Landscape photography usually has everything in focus from near to far. For this, you could use either camera. This style of photography uses small lens aperture settings which are not technically demanding on your equipment. Shooting with small apertures requires more light, but outdoors you usually have enough light and in low light situations a tripod can be used to capture just about any scene because your subject does not move.

The opposite situation is when you want one item in sharp focus and the background blurred softly. This is called shallow depth of field (DOF) and is often used in portrait photography. A lens with a large aperture (a “fast” lens with low f number) combined with a large sensor will allow you to render this effect. This is one area where the sensor size in the full frame camera (D700) has the advantage over DX.

The other benefit of FX is that its larger sensor captures more light. This is great for low-light situations (night photography, dawn, dusk) especially when shooting without a tripod and can also be helpful when trying to freeze motion (cleaner images at high ISO). However, with improving technology, newer DX cameras are getting closer to the previous generation FX in this regard. Still, the D700 has the edge in high-ISO capabilities over the D7000.

The D7000 is smaller, lighter, less expensive and allows you to use both DX and FX lenses. DX lenses are smaller, lighter, and less expensive. Some landscape images use ultra wide angles to dramatically capture a subject and its surroundings. However, the ultra wide end is not a strong point of DX. There are wide angle lenses available for DX, but they can’t quite match the technical image quality of the best full frame wide angle FX lenses. The gap is narrowing, but we still lack wide-angle DX prime lenses. You can use FX lenses on a DX camera, but the “crop factor” only uses the central part of the image, thus making the angle of view of FX lenses not as wide.
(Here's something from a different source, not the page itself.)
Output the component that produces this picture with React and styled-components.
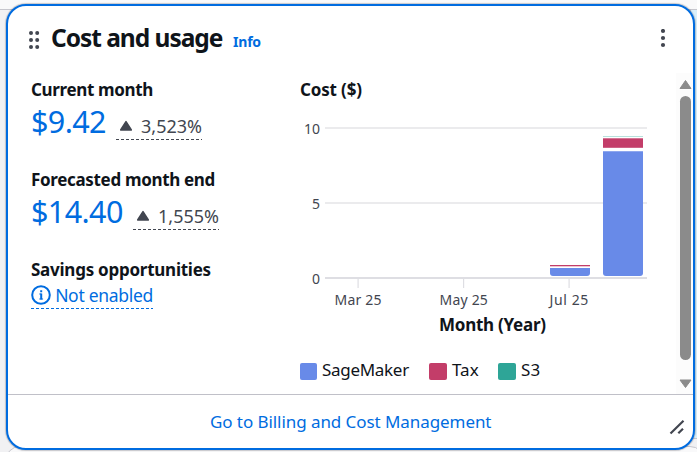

The D7000 is a newer camera and has higher resolution (16MP vs 12MP). Higher resolution does not make much difference unless you plan to make large prints of your work. Even then, the difference between the two is not very significant. Perhaps more important, the sensor on the D7000 boasts a slightly higher dynamic range (13.9 vs 12.2 EV in DXO testing). This means you can capture a greater range of light from highlights to the dark shadows in a single shot. Post-processing and/or combining multiple exposures (HDR techniques) can increase effective dynamic range, so you are not limited to the camera’s dynamic range if you will be doing some post processing work.
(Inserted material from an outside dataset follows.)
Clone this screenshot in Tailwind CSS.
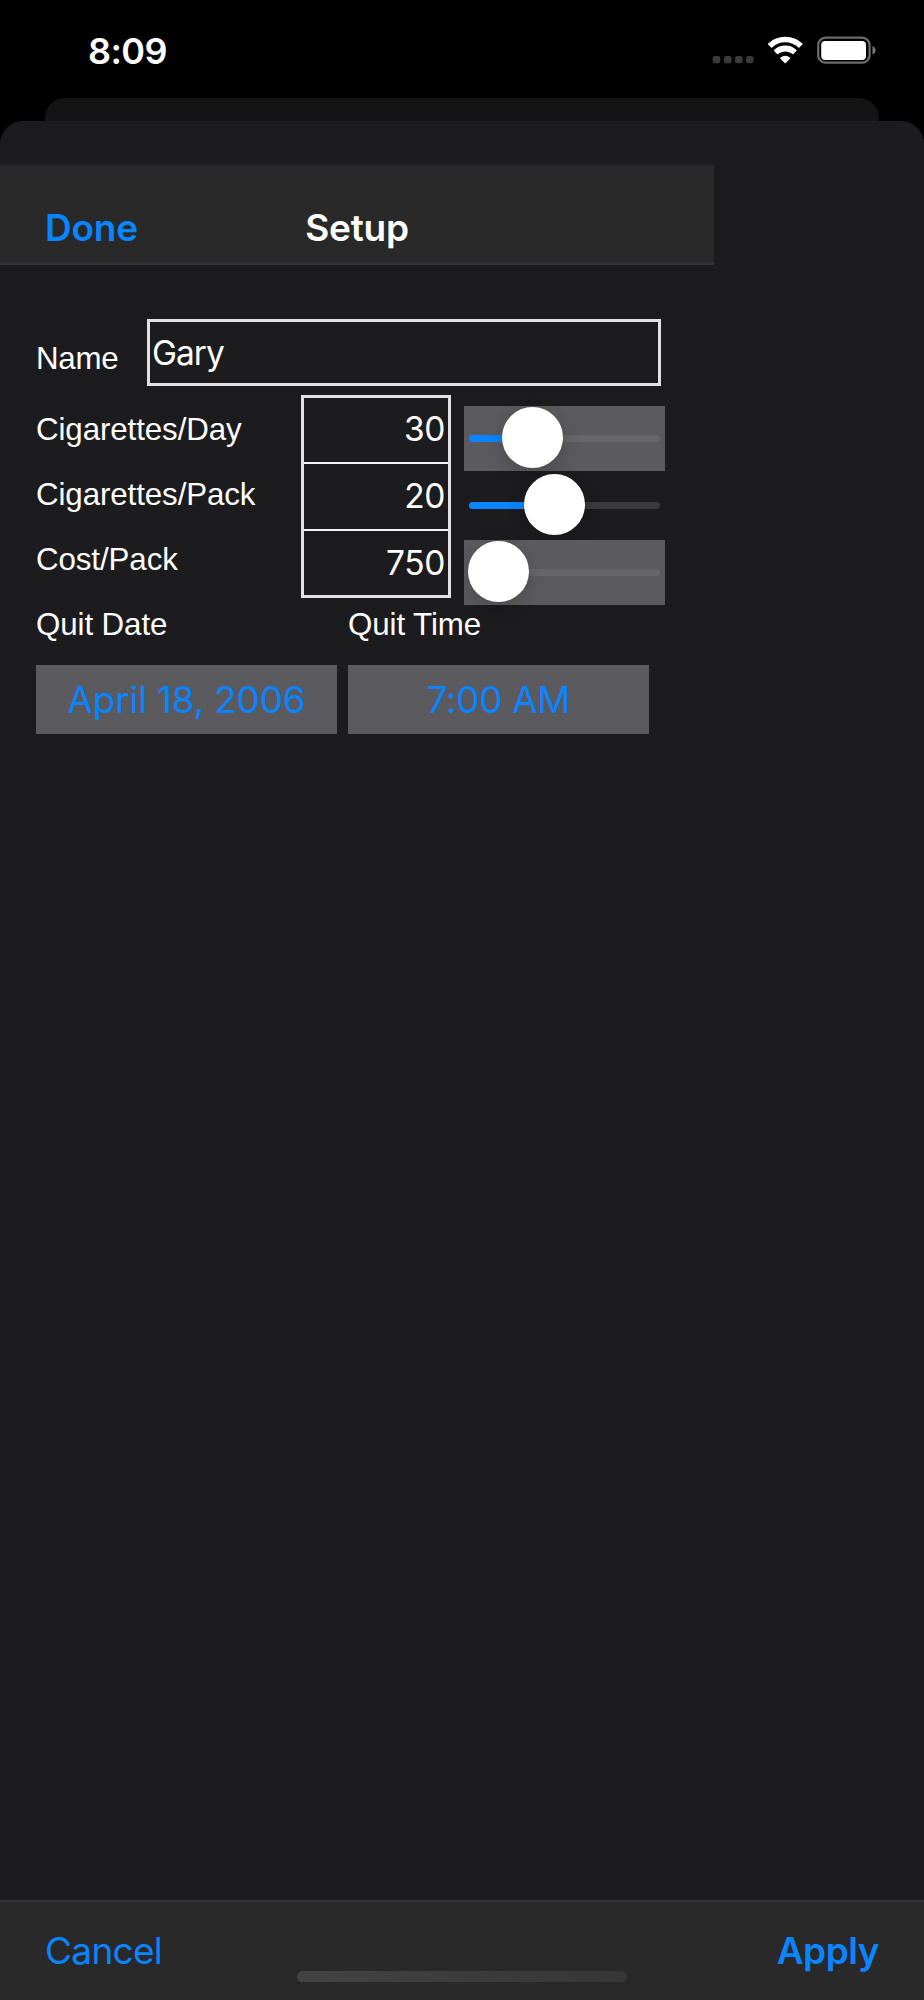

In summary, the main things the D700 has going for it are the shallow DOF capabilities and high ISO (low-light) capabilities. But if you don’t require those things, the D7000 may be a better choice. It sounds like you are going to travel and this usually means carrying your camera gear in the field. Then a lighter camera and lenses becomes a huge advantage, and that alone may outweigh all the other differences!

Thanks for the question, Jan. I hope you capture wonderful images no matter which camera you choose!

13 thoughts on “Which Camera Should I buy: Nikon D700 or D7000?

  1. hi aanrmd,i want to buy an entry-level cam. my options are Canon 550D and Nikon D3100. which do you think is better for a budding photographer like me? Thanks

    • Both are good entry level cameras, offering video and good still shots. If you have any current lenses for either one that may sway your decision. Otherwise you are starting fresh and could go either way. The Canon offers a few slight benefits, the most notable is the higher pixel LCD screen. But it comes at a higher price. The truth is, your money is better spent on lenes so I would look to invest in good lenses no matter which body you choose.

  2. I shoot hundreds of professional dental images each week with my d200, and although I’m a nikon fan, I’m not thrilled with these images. In fact, I was happier with color rendition with my Fuji S2. On the other hand, I shoot hundreds of sports images each week as well, some in very low light requiring high iso. I will be getting a new camera and unfortunately, it will not be the D4. Where should I look…D300, D700, D800, D3????

    • You mention color; Fuji is known for vivid color (Velvia-like) and tends to the warm side with high saturation. Nikon default settings are much more neutral. If you shoot JPEG, have you tried changing the color settings, to something like Vivid and bumped up the saturation? If you shoot RAW you can also adjust your processing to get the color more to your preferences. Your lighting also has an effect, especially if you shoot auto white balance. You might be better off using a white balance method/tool to set custom white balance, especially if you need critical color under artificial, indoor and mixed light.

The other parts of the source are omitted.